Thank you also W.E. Messamore for a polite and insightful discussion. By your grace I may stop in again and make further comment on some other articles?

Just to show that I am not making up Carrie's subsequent affiliations, I include the link below.
http://www.youtube.com/watch?v=8s8dkcWXo7s&feature=related

NB; I would like to make it clear that I completely support Carrie's right to hold the beliefs and views she has. My only criticism here has been of her view of the legislative action.

W. E. Messamore said...

Absolutely. You are always welcome.

I'd love to talk religion and philosophy with you sometime, though it's not typically the focus of this blog.

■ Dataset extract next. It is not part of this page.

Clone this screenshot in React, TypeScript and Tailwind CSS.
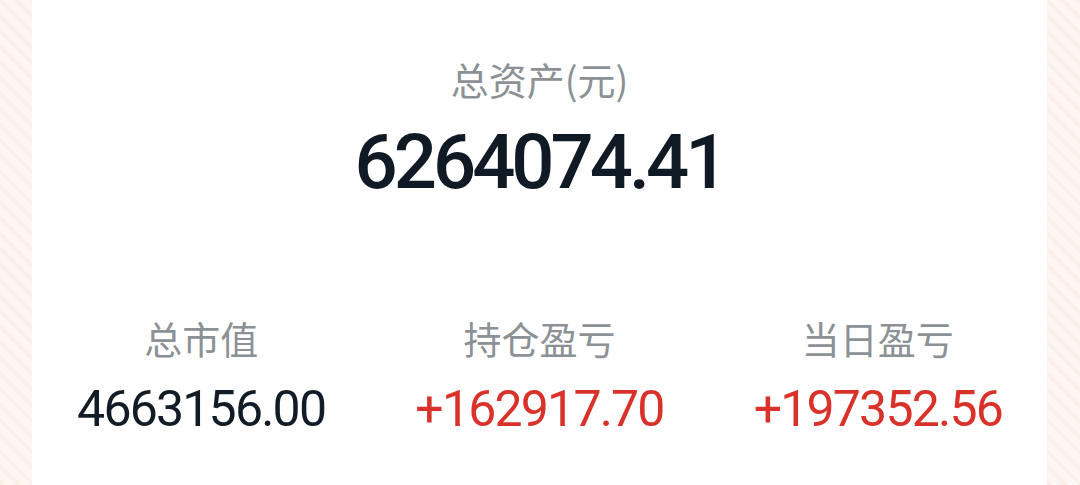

It's a shame we have an ocean between us, because I would enjoy a good talk over a cup of coffee (or perhaps tea?).

Ted Rodrigues said...

Hey Wes. I know I'm a muchly late commenter on this, but I just have to challenge you on one thing: marriage is not per se, a religious thing at all. Pair and group bonding have existed even before rudimentary religions. And, not to mention, every religion has its own tradition of marriage, and every culture, even secular ones. And many different marriage structures ranging from a guy and girl, a guy and more than one girl, a girl and two or more guys, a guy and guy, and a girl and girl. So wouldn't it be more factually accurate to say that marriage is a "cultural thing"?

W. E. Messamore said...

Yeah I guess it definitely depends on what you mean by "religion." When I call marriage a private, religious institution, I mean of course that it concerns our private, most deeply held values and understanding of ourselves, whether those values proceed from a belief in God or from some atheistic system of belief.